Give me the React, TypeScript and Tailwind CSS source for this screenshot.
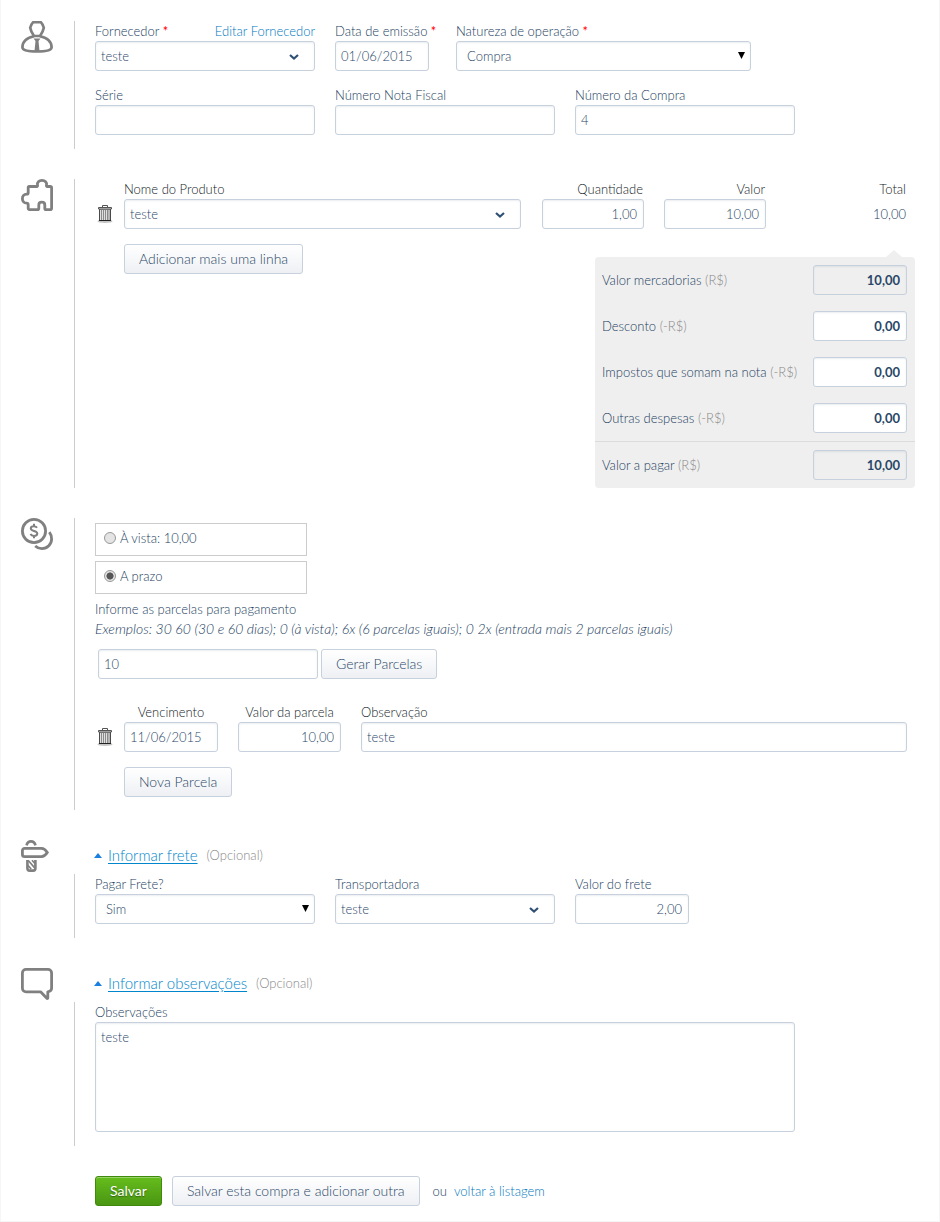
import { useId, useState } from "react";
import type { ComponentProps, ReactNode } from "react";
import clsx from "clsx";

const fieldStyle =
  "h-[30px] rounded-[3px] border border-[#c6d1dd] text-[13px] text-[#2a4767] shadow-[inset_0_1px_2px_rgba(60,80,110,0.10)] outline-none focus:border-[#0086cc]";

const plainButton =
  "h-[30px] rounded-[3px] border border-[#c6d1dd] bg-linear-to-b from-white to-[#eef0f4] px-[14px] text-[14px] text-[#2a4767] whitespace-nowrap";

function PersonIcon() {
  return (
    <svg className="size-8" viewBox="0 0 32 32" fill="none" stroke="#808080" strokeWidth="2.700" strokeLinejoin="round" aria-hidden="true">
      <path d="M12.200 1.200h7.600c1.300 1.400 2.600 3.600 3 5.500-.5 3-2 5.800-3.800 8.300h-6c-1.800-2.500-3.300-5.300-3.800-8.300.4-1.900 1.700-4.100 3-5.500z" />
      <path d="M13 15.200C6 16.800 1.400 20.800 1.400 26.200c0 3 6 4.300 14.600 4.300s14.600-1.300 14.600-4.300c0-5.400-4.600-9.400-11.600-11" />
      <path d="M12.500 17.500h7l-2 2.600 1 9.900h-5l1-9.900z" fill="#808080" stroke="none" />
    </svg>
  );
}

function PuzzleIcon() {
  return (
    <svg className="size-8" viewBox="0 0 32 32" fill="none" stroke="#808080" strokeWidth="2.800" strokeLinejoin="round" aria-hidden="true">
      <path d="M8 7.500h7.700c.8 0 1-.6.800-1.400C15.800 3.600 18 1.400 21 1.400s5.200 2.200 4.500 4.700c-.2.800 0 1.400.8 1.400h2.900c.8 0 1.400.6 1.400 1.400v20.300c0 .8-.6 1.400-1.400 1.400h-4.400c-.8 0-1-.6-1-1.400v-3.200c0-1.700-1.300-2.800-3-2.800s-3 1.100-3 2.800v3.200c0 .8-.4 1.400-1.200 1.400H8.400c-.8 0-1.200-.6-1.200-1.400v-3.500c0-1-.5-1.500-1.500-1.500-2.700 0-4.300-2-4.300-4.500s1.600-4.500 4.300-4.500c1 0 1.500-.5 1.500-1.500V8.300c0-.5.300-.8.800-.8z" />
    </svg>
  );
}

function CoinsIcon() {
  return (
    <svg className="size-8" viewBox="0 0 32 32" fill="none" stroke="#808080" aria-hidden="true">
      <circle cx="13" cy="13" r="11.600" strokeWidth="2.800" />
      <path d="M28.300 14.200c1.500 1.900 2.300 4.300 2.300 6.700 0 5.300-4.300 9.700-9.600 9.700-2.600 0-5-1-6.800-2.700" strokeWidth="2.800" />
      <path d="M16 9.800c-.7-1.100-1.700-1.600-3.200-1.600-1.700 0-3 .8-3 2.300 0 3.300 6.500 1.500 6.500 5 0 1.500-1.400 2.400-3.300 2.400-1.700 0-2.900-.6-3.600-1.800M13 5.800v2.500M13 17.800v2.500" strokeWidth="2" />
    </svg>
  );
}

function SignpostIcon() {
  return (
    <svg className="size-8" viewBox="0 0 32 32" fill="none" stroke="#808080" aria-hidden="true">
      <path d="M5.500 5.300C6.200 2.600 8 1.400 10 1.400s3.800 1.200 4.500 3.900" strokeWidth="2.600" />
      <path d="M3.600 8.400h16.900c2.500 0 4.300 1.700 5.800 4.100-1.500 2.400-3.300 4.100-5.800 4.100H3.600c-1.200 0-2.200-.9-2.200-2.100v-4c0-1.200 1-2.100 2.200-2.100z" strokeWidth="2.800" />
      <path d="M6.400 20v8.300c0 1.400.9 2.300 2.200 2.300h3.600c1.300 0 2.200-.9 2.200-2.300V20" strokeWidth="2.600" />
      <path d="M7 20.200l7.200 8.200M11 20.200l3.400 3.800M6.600 25l3.600 4" strokeWidth="1.700" />
    </svg>
  );
}

function SpeechIcon() {
  return (
    <svg className="size-8" viewBox="0 0 32 32" fill="none" stroke="#808080" strokeWidth="2.800" strokeLinejoin="round" aria-hidden="true">
      <path d="M5 1.400h22c2 0 3.600 1.600 3.600 3.600v15.200c0 2-1.600 3.200-3.800 3.600v6.200c0 .5-.6.700-1 .3l-6.200-6.500H5c-2 0-3.600-1.600-3.600-3.600V5c0-2 1.600-3.600 3.600-3.600z" />
    </svg>
  );
}

function TrashIcon() {
  return (
    <svg className="h-[20px] w-[16px]" viewBox="0 0 16 20" aria-hidden="true">
      <ellipse cx="8" cy="17.300" rx="7.500" ry="1.700" fill="#c4c4c4" />
      <path d="M2.500 5h11v11.500h-11z" fill="#e0e0e0" stroke="#4a4a4a" />
      <path d="M2 16.500h12" stroke="#222" />
      <path d="M4.500 6v10M6.500 6v10M8.500 6v10M10.500 6v10M12 6v10" stroke="#8a8a8a" />
      <path d="M1.500 3.500h13v1.500h-13z" fill="#e8e8e8" stroke="#555" />
      <path d="M5.500 3V1.500h5V3" fill="none" stroke="#555" />
    </svg>
  );
}

function DeleteButton() {
  return (
    <button type="button" aria-label="Excluir" className="ml-[2px] block h-[20px] w-[16px]">
      <TrashIcon />
    </button>
  );
}

function Field({ label, required, aside, className, children }: {
  label: string;
  required?: boolean;
  aside?: ReactNode;
  className?: string;
  children: (id: string) => ReactNode;
}) {
  const id = useId();
  return (
    <div className={clsx("flex flex-col", className)}>
      <div className="flex h-5 justify-between leading-5 whitespace-nowrap">
        <label htmlFor={id}>
          {label}
          {required && <span className="font-normal text-[#f00]"> *</span>}
        </label>
        {aside}
      </div>
      {children(id)}
    </div>
  );
}

function TextInput({ className, ...props }: ComponentProps<"input">) {
  return (
    <input
      type="text"
      className={clsx(fieldStyle, "block w-full min-w-0 bg-white pr-[6px] pl-[5px]", className)}
      {...props}
    />
  );
}

function Combo(props: ComponentProps<"input">) {
  return (
    <div className="relative">
      <TextInput role="combobox" aria-expanded="false" {...props} />
      <svg className="pointer-events-none absolute top-[12px] right-[15px] h-[8px] w-[12px]" viewBox="0 0 12 8" fill="none" aria-hidden="true">
        <path d="M2 2l4 3.500L10 2" stroke="#2f4f73" strokeWidth="2.200" />
      </svg>
    </div>
  );
}

function Picker({ id, options }: { id: string; options: string[] }) {
  return (
    <div className="relative">
      <select id={id} className={clsx(fieldStyle, "block w-full appearance-none bg-white pl-[10px]")}>
        {options.map((option) => (
          <option key={option}>{option}</option>
        ))}
      </select>
      <svg className="pointer-events-none absolute top-[11px] right-[6px] h-[7px] w-[7px]" viewBox="0 0 7 7" aria-hidden="true">
        <path d="M0 0h7L3.500 7z" fill="#000" />
      </svg>
    </div>
  );
}

function Section({ icon, heading, className, children }: {
  icon: ReactNode;
  heading?: string;
  className?: string;
  children: ReactNode;
}) {
  return (
    <section className="flex gap-[21px]">
      <div className="w-8 shrink-0">{icon}</div>
      <div className="min-w-0 flex-1">
        {heading && (
          <div className="flex h-[34px] items-start gap-[9px] pl-[20px] leading-[30px]">
            <a href="#" className="flex items-center text-[15px] text-[#0086cc]">
              <svg className="mr-[6px] h-[5px] w-[8px]" viewBox="0 0 8 5" aria-hidden="true">
                <path d="M4 0l4 5H0z" fill="#1a7fe0" />
              </svg>
              <span className="underline underline-offset-2">{heading}</span>
            </a>
            <span className="text-[13px] text-[#888]">(Opcional)</span>
          </div>
        )}
        <div className={clsx("border-l border-[#ccc] pl-5", className)}>{children}</div>
      </div>
    </section>
  );
}

function TotalRow({ label, unit, value, readOnly }: { label: string; unit: string; value: string; readOnly?: boolean }) {
  const id = useId();
  return (
    <div className="flex items-center justify-between py-2 pr-2 pl-[7px]">
      <label htmlFor={id} className="whitespace-nowrap">
        {label} <span className="text-[#888]">({unit})</span>
      </label>
      <input
        id={id}
        type="text"
        defaultValue={value}
        readOnly={readOnly}
        className={clsx(
          fieldStyle,
          "w-[94px] px-[6px] text-right font-bold",
          readOnly ? "bg-[#efefef]" : "bg-white",
        )}
      />
    </div>
  );
}

function PaymentOption({ label, value, selected, onSelect }: {
  label: string;
  value: string;
  selected: boolean;
  onSelect: (value: string) => void;
}) {
  return (
    <label className="flex h-[33px] w-[212px] items-center gap-[4px] border border-[#ccc] px-2 pb-[3px]">
      <input
        type="radio"
        name="pagamento"
        checked={selected}
        onChange={() => onSelect(value)}
        className="size-[12px] appearance-none rounded-full border border-[#999] bg-[#e4e4e4] bg-radial from-[#e4e4e4] to-[#e4e4e4] checked:from-[#555] checked:from-45% checked:to-[#e4e4e4] checked:to-55%"
      />
      {label}
    </label>
  );
}

export default function App() {
  const [payment, setPayment] = useState("prazo");

  return (
    <form
      onSubmit={(event) => event.preventDefault()}
      className="flex flex-col gap-[30px] border-x border-b border-[#f6f6f6] bg-white pt-[21px] pr-[24px] pb-[15px] pl-[20px] font-['Lato',sans-serif] text-[13px] leading-5 font-light text-[#234060]"
    >
      <Section icon={<PersonIcon />} className="flex flex-col gap-[14px] pb-[14px]">
        <div className="flex">
          <Field
            label="Fornecedor"
            required
            className="mr-5 w-[220px]"
            aside={<a href="#" className="text-[#0078c0]">Editar Fornecedor</a>}
          >
            {(id) => <Combo id={id} defaultValue="teste" />}
          </Field>
          <Field label="Data de emissão" required className="mr-[27px] w-[94px]">
            {(id) => <TextInput id={id} defaultValue="01/06/2015" />}
          </Field>
          <Field label="Natureza de operação" required className="w-[295px]">
            {(id) => <Picker id={id} options={["Compra", "Devolução"]} />}
          </Field>
        </div>
        <div className="flex gap-5">
          <Field label="Série" className="w-[220px]">{(id) => <TextInput id={id} />}</Field>
          <Field label="Número Nota Fiscal" className="w-[220px]">{(id) => <TextInput id={id} />}</Field>
          <Field label="Número da Compra" className="w-[220px]">
            {(id) => <TextInput id={id} defaultValue="4" />}
          </Field>
        </div>
      </Section>

      <Section icon={<PuzzleIcon />}>
        <table className="w-full table-fixed border-collapse">
          <thead className="text-[#141c28]">
            <tr className="h-5">
              <th className="w-[29px] p-0" />
              <th className="p-0 text-left font-light">Nome do Produto</th>
              <th className="w-[123px] p-0 pr-px text-right font-light">Quantidade</th>
              <th className="w-[122px] p-0 pr-px text-right font-light">Valor</th>
              <th className="w-[149px] p-0 pr-[9px] text-right font-light">Total</th>
            </tr>
          </thead>
          <tbody>
            <tr>
              <td className="p-0"><DeleteButton /></td>
              <td className="p-0"><Combo aria-label="Nome do Produto" defaultValue="teste" /></td>
              <td className="p-0 pl-[21px]">
                <TextInput aria-label="Quantidade" defaultValue="1,00" className="text-right" />
              </td>
              <td className="p-0 pl-5">
                <TextInput aria-label="Valor" defaultValue="10,00" className="text-right" />
              </td>
              <td className="p-0 pr-[9px] text-right">10,00</td>
            </tr>
          </tbody>
        </table>
        <div className="flex items-start justify-between pl-[29px]">
          <button type="button" className={clsx(plainButton, "mt-[15px]")}>Adicionar mais uma linha</button>
          <div className="relative mt-[28px] w-[320px] rounded-[4px] bg-[#efefef]">
            <svg className="absolute -top-[7px] right-[13px] h-[7px] w-[16px]" viewBox="0 0 16 7" aria-hidden="true">
              <path d="M8 0l8 7H0z" fill="#efefef" />
            </svg>
            <TotalRow label="Valor mercadorias" unit="R$" value="10,00" readOnly />
            <TotalRow label="Desconto" unit="-R$" value="0,00" />
            <TotalRow label="Impostos que somam na nota" unit="-R$" value="0,00" />
            <TotalRow label="Outras despesas" unit="-R$" value="0,00" />
            <div className="border-t border-[#dcdcdc]">
              <TotalRow label="Valor a pagar" unit="R$" value="10,00" readOnly />
            </div>
          </div>
        </div>
      </Section>

      <Section icon={<CoinsIcon />} className="pt-[5px] pb-[13px]">
        <div className="flex flex-col gap-[5px]">
          <PaymentOption label="À vista: 10,00" value="vista" selected={payment === "vista"} onSelect={setPayment} />
          <PaymentOption label="A prazo" value="prazo" selected={payment === "prazo"} onSelect={setPayment} />
          <div>
            <label htmlFor="parcelas" className="block">Informe as parcelas para pagamento</label>
            <p className="text-[14px] leading-5 italic">
              Exemplos: 30 60 (30 e 60 dias); 0 (à vista); 6x (6 parcelas iguais); 0 2x (entrada mais 2 parcelas iguais)
            </p>
          </div>
        </div>
        <div className="mt-[10px] flex gap-[3px] pl-[3px]">
          <div className="w-[220px]">
            <TextInput id="parcelas" defaultValue="10" />
          </div>
          <button type="button" className={plainButton}>Gerar Parcelas</button>
        </div>
        <table className="mt-[23px] w-full table-fixed border-collapse">
          <thead className="text-[#141c28]">
            <tr className="h-5">
              <th className="w-[29px] p-0" />
              <th className="w-[94px] p-0 text-center font-light">Vencimento</th>
              <th className="w-[123px] p-0 pl-5 text-center font-light">Valor da parcela</th>
              <th className="p-0 pl-5 text-left font-light">Observação</th>
            </tr>
          </thead>
          <tbody>
            <tr>
              <td className="p-0"><DeleteButton /></td>
              <td className="p-0">
                <TextInput aria-label="Vencimento" defaultValue="11/06/2015" />
              </td>
              <td className="p-0 pl-5">
                <TextInput aria-label="Valor da parcela" defaultValue="10,00" className="text-right" />
              </td>
              <td className="p-0 pr-2 pl-5">
                <TextInput aria-label="Observação" defaultValue="teste" />
              </td>
            </tr>
          </tbody>
        </table>
        <button type="button" className={clsx(plainButton, "mt-[15px] ml-[29px] block")}>Nova Parcela</button>
      </Section>

      <Section icon={<SignpostIcon />} heading="Informar frete" className="flex gap-5 pb-[14px]">
        <Field label="Pagar Frete?" className="w-[220px]">
          {(id) => <Picker id={id} options={["Sim", "Não"]} />}
        </Field>
        <Field label="Transportadora" className="w-[220px]">
          {(id) => <Combo id={id} defaultValue="teste" />}
        </Field>
        <Field label="Valor do frete" className="w-[114px]">
          {(id) => <TextInput id={id} defaultValue="2,00" className="text-right" />}
        </Field>
      </Section>

      <Section icon={<SpeechIcon />} heading="Informar observações" className="pb-[14px]">
        <Field label="Observações" className="max-w-[700px]">
          {(id) => (
            <textarea
              id={id}
              defaultValue="teste"
              className="block h-[110px] w-full resize-none rounded-[3px] border border-[#c6d1dd] px-[5px] py-1 text-[#2a4767] shadow-[inset_0_1px_2px_rgba(60,80,110,0.10)] outline-none"
            />
          )}
        </Field>
      </Section>

      <div className="flex items-center pl-[74px]">
        <button
          type="submit"
          className="mr-[10px] h-[30px] rounded-[3px] border border-[#3f8a0c] bg-linear-to-b from-[#66bd1c] to-[#4a9613] px-[14px] text-[14px] font-normal text-white shadow-[inset_0_1px_0_rgba(255,255,255,0.35)] text-shadow-[0_1px_1px_rgba(0,0,0,0.4)]"
        >
          Salvar
        </button>
        <button type="button" className={clsx(plainButton, "mr-[13px]")}>Salvar esta compra e adicionar outra</button>
        <span className="mr-[7px]">ou</span>
        <a href="#" className="text-[#0078c0]">voltar à listagem</a>
      </div>
    </form>
  );
}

· · ·

_TO BE DONE_:
Write out an exact copy of the listing, first line through the line containing "border border-[#c6d1dd] bg-linear-to-b", with the pictures left out.

_ANSWER IN FULL_:
Give me the React, TypeScript and Tailwind CSS source for this screenshot.
import { useId, useState } from "react";
import type { ComponentProps, ReactNode } from "react";
import clsx from "clsx";

const fieldStyle =
  "h-[30px] rounded-[3px] border border-[#c6d1dd] text-[13px] text-[#2a4767] shadow-[inset_0_1px_2px_rgba(60,80,110,0.10)] outline-none focus:border-[#0086cc]";

const plainButton =
  "h-[30px] rounded-[3px] border border-[#c6d1dd] bg-linear-to-b from-white to-[#eef0f4] px-[14px] text-[14px] text-[#2a4767] whitespace-nowrap";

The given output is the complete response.